Gideon Strauss said...

I really appreciate these insights, especially as far as they recognize the sovereignty of God, and the comprehensive nature of vocation. Os Guinness and others also distinguish between our "primary" or "general" calling (the calling to respond to God) and our "secondary" or "particular" calling (the calling to a given life, including work, family, place, and all the other details).

Every Square Inch said...

Gideon

I'm benefiting from Veith's book. The idea of vocation in all of life, though obvious to some, is very helpful to me. It provides me a broader understanding of vocation...one consistent with what the Bible teaches.
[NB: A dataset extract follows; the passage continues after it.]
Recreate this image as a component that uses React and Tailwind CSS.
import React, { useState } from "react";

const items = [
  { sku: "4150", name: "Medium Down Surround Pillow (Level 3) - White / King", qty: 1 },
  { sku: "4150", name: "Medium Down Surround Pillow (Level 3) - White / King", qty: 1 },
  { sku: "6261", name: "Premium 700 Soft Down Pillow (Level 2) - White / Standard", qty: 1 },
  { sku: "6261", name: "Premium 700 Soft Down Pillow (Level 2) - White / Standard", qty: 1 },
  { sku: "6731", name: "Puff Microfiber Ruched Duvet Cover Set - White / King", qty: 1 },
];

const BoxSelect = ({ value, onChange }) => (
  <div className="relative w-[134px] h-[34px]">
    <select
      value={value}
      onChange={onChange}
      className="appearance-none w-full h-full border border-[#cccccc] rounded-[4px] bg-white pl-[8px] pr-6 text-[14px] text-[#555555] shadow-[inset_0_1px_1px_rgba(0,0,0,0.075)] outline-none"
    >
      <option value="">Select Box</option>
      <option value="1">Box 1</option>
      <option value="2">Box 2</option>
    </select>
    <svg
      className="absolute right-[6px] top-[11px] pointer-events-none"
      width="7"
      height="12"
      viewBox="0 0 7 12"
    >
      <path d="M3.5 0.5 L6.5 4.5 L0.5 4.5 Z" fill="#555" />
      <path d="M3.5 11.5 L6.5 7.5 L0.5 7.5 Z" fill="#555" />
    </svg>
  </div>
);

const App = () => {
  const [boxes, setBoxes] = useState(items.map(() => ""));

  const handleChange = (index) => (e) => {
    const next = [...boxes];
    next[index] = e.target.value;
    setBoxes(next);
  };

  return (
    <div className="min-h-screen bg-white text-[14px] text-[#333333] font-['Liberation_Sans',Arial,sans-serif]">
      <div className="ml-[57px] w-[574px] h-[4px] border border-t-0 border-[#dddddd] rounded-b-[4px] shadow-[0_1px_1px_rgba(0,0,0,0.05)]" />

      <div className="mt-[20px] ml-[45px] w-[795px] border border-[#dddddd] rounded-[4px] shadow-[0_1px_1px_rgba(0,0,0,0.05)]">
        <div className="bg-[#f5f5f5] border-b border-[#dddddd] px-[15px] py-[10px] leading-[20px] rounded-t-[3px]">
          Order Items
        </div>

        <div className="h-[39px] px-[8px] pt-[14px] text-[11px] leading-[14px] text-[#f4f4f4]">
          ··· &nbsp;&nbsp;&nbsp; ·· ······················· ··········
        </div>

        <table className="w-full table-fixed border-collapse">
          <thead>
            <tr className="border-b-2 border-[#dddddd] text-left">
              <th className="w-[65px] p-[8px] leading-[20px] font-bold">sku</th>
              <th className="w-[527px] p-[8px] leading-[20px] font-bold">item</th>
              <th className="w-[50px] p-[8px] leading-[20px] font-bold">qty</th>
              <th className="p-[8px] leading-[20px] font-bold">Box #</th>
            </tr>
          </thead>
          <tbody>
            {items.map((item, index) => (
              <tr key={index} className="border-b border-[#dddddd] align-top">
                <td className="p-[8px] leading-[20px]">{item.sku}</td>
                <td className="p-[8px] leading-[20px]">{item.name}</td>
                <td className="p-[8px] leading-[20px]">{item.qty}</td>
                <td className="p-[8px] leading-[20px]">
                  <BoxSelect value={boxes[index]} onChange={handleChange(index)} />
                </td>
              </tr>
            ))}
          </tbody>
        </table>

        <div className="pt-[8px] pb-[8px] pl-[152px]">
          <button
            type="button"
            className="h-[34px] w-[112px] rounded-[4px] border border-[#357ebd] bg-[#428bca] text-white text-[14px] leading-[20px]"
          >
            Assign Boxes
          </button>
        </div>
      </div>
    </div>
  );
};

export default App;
I also like the perspective of primary/general and the secondary/particular calling. I'll have to check out Os Guinness' book as well.

Craver Vii said...

Yes, yes, but how do you find your VAcation? I have to take a week between now and September and I don't know what to do with it.

Every Square Inch said...

Craver

I can always count on you to bring a smile with your visits. Yes, thanks for taking us out of the ethereal concepts on vocation to something more relevant to the summer months ahead - yes, I too am looking forward to finding my vacations.

HALFMOM said...

I really appreciate this post as it addresses something I've been thinking about lately - what is my vocation - and finding that it depends on what "hat" I'm wearing when I ask the question as to the answer I seem to come up with.

L.L. Barkat said...

It's interesting to think that, perhaps, a quality like "encourager" cuts across different roles. In fact, I think that as a writer it's important for me to remember who I really am in terms of these qualities... then I can more easily make decisions about which assignments to accept and which to pass up, which publications to pursue and which to forget about.

Every Square Inch said...

Halfmom,

May God graciously guide you in exploring your vocation.

LL,

If I understand the point you're making, a vocation might not only be understood as an "officially defined" role but also as an expression of God's call to use our gifts or "qualities"

HALFMOM said...

I like LL's interpretation - because I can see encouragement as my common theme and motivation whatever "hat" I'm wearing - mom, friend, counselor, professor, researcher - to encourage them that God is worthy...

Ted Gossard said...

ESI, I like the thoughts here and agree. I especially like the fact that we each have our niche and our limitations. And is is so important to realize that there's more to our lives than just "serving the Lord" or our "job/work". I'm afraid us men can settle into that and leave our women to be wearing all kinds of hats that maybe they should not be altogether wearing.